*Provided entries*:
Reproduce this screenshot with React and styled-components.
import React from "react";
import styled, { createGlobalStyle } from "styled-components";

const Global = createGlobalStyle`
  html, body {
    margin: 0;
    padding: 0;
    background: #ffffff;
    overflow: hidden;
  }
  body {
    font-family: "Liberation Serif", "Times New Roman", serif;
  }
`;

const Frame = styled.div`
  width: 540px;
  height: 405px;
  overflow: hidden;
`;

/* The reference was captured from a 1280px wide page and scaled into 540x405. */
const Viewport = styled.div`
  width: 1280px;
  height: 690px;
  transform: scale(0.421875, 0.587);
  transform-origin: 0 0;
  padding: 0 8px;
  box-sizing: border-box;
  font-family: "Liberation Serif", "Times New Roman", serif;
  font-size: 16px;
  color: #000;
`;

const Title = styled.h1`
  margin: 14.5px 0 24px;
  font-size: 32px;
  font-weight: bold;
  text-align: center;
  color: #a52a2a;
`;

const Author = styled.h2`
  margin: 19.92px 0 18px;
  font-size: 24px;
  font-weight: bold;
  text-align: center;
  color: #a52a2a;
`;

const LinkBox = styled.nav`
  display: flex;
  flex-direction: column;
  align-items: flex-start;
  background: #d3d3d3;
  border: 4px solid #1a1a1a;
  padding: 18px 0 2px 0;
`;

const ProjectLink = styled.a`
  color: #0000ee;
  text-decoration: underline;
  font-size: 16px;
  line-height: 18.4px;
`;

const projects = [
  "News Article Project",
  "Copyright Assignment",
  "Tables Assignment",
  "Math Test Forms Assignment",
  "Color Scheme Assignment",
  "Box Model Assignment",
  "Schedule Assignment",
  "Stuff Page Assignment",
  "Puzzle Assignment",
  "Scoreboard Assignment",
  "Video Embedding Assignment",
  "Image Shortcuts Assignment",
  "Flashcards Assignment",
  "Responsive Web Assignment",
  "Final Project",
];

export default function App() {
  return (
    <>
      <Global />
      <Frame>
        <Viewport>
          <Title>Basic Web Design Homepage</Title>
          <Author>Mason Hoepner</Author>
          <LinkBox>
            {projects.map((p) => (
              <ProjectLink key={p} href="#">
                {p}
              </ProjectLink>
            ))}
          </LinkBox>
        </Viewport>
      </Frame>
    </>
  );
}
* * *
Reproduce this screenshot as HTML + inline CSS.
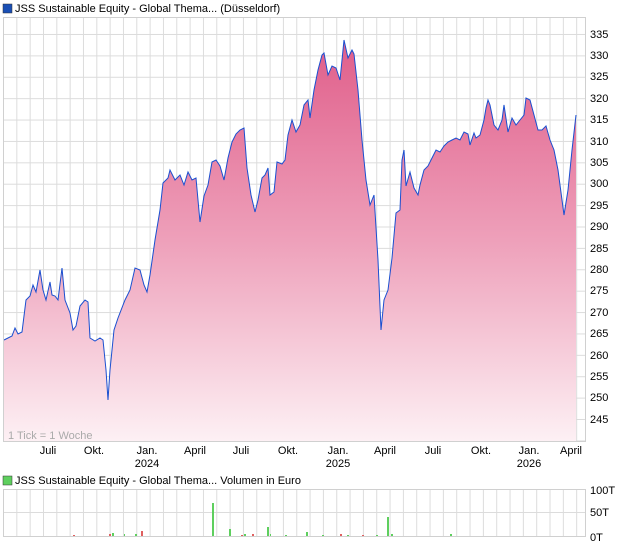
* * *
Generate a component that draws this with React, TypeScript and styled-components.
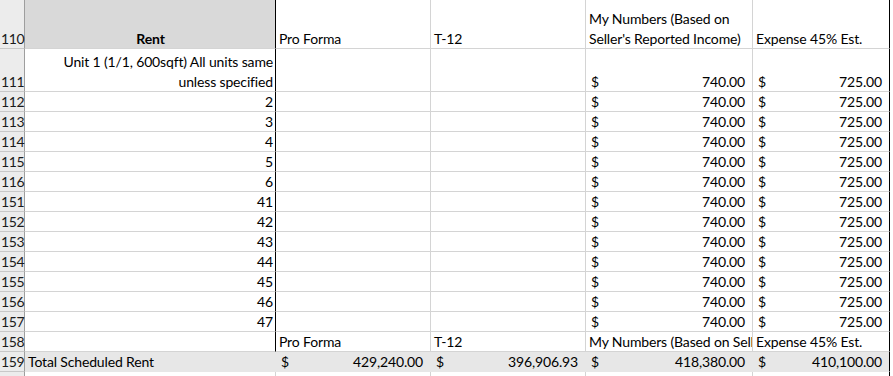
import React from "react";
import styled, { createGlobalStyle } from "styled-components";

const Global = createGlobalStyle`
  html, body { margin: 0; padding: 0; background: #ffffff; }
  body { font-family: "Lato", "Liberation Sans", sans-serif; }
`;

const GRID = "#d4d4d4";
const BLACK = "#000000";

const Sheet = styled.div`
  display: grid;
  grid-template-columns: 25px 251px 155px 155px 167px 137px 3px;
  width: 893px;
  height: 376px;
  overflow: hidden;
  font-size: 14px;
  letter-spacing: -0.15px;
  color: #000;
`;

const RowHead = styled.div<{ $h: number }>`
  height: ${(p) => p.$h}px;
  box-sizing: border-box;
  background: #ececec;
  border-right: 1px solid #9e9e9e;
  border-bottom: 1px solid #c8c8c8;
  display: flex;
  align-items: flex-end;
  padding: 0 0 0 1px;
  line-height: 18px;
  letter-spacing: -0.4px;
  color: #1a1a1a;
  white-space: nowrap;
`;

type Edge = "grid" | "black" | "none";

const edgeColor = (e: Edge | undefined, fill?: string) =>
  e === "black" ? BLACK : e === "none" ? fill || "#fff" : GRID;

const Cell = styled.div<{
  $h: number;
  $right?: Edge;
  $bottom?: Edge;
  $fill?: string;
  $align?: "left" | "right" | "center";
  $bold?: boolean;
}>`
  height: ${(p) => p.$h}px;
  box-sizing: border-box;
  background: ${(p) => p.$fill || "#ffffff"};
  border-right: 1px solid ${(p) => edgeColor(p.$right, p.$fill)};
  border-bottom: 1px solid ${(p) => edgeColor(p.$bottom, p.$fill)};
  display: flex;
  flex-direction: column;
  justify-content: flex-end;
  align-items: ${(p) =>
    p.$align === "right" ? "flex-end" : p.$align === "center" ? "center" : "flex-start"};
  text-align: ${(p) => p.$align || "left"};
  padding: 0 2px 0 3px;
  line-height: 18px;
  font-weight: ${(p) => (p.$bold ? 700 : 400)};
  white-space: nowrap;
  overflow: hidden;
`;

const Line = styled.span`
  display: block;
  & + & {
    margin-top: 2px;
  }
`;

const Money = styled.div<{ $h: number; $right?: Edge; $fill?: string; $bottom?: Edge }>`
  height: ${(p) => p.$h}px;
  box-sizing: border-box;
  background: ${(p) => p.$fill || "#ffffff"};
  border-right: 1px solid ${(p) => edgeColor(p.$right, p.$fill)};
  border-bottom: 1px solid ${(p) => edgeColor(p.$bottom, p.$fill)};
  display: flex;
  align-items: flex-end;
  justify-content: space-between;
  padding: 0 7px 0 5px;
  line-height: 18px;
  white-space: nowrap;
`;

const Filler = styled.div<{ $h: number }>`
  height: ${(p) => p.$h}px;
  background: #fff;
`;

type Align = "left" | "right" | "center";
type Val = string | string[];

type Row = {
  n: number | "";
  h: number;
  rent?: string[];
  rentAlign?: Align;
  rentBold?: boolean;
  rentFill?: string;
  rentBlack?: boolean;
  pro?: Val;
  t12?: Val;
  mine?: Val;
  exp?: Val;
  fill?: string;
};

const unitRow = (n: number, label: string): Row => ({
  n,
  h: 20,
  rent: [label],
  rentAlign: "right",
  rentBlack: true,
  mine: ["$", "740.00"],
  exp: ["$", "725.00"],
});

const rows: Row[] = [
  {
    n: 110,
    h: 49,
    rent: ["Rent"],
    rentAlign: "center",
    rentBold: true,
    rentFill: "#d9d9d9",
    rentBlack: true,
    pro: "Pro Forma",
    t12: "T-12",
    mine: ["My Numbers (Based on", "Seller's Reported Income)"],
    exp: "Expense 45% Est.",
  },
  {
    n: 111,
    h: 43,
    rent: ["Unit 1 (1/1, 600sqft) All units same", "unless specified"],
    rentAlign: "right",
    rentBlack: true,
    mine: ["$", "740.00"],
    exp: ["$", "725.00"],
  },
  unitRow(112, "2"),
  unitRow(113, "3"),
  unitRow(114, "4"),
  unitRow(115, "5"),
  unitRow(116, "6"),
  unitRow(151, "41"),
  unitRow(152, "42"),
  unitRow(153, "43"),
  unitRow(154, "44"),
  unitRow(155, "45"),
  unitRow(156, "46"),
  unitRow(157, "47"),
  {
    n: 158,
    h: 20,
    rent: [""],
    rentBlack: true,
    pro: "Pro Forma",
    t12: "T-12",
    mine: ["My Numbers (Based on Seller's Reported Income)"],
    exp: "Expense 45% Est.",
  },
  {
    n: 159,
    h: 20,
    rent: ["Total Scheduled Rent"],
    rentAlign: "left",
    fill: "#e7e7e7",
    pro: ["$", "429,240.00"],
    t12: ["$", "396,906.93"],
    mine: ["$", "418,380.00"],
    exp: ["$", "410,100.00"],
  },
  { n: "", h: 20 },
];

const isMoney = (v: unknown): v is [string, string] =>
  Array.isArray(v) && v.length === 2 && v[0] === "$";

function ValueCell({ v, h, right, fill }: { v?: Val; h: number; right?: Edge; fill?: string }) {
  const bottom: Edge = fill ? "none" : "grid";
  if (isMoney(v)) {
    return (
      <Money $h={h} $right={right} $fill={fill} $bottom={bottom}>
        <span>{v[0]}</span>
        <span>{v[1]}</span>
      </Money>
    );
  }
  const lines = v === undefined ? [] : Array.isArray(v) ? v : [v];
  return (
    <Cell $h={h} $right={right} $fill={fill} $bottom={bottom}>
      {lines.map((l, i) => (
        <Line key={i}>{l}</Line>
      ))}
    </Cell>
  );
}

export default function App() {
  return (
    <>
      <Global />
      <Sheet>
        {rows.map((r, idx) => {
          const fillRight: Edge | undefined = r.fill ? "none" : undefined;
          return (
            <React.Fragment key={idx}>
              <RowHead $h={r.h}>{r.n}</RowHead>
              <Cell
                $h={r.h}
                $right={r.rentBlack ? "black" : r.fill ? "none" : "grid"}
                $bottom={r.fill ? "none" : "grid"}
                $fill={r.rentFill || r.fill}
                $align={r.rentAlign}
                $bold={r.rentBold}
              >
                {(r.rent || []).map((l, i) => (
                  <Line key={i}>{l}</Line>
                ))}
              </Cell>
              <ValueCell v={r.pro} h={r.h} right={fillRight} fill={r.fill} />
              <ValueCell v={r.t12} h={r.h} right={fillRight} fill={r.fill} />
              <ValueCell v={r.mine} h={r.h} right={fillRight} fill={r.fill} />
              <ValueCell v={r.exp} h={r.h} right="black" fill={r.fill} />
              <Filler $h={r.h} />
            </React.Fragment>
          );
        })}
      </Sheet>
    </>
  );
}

*Problem details*: Select every line of the material above holding the word "Reproduce" and copy it.

*Complete output*:
Reproduce this screenshot with React and styled-components.
Reproduce this screenshot as HTML + inline CSS.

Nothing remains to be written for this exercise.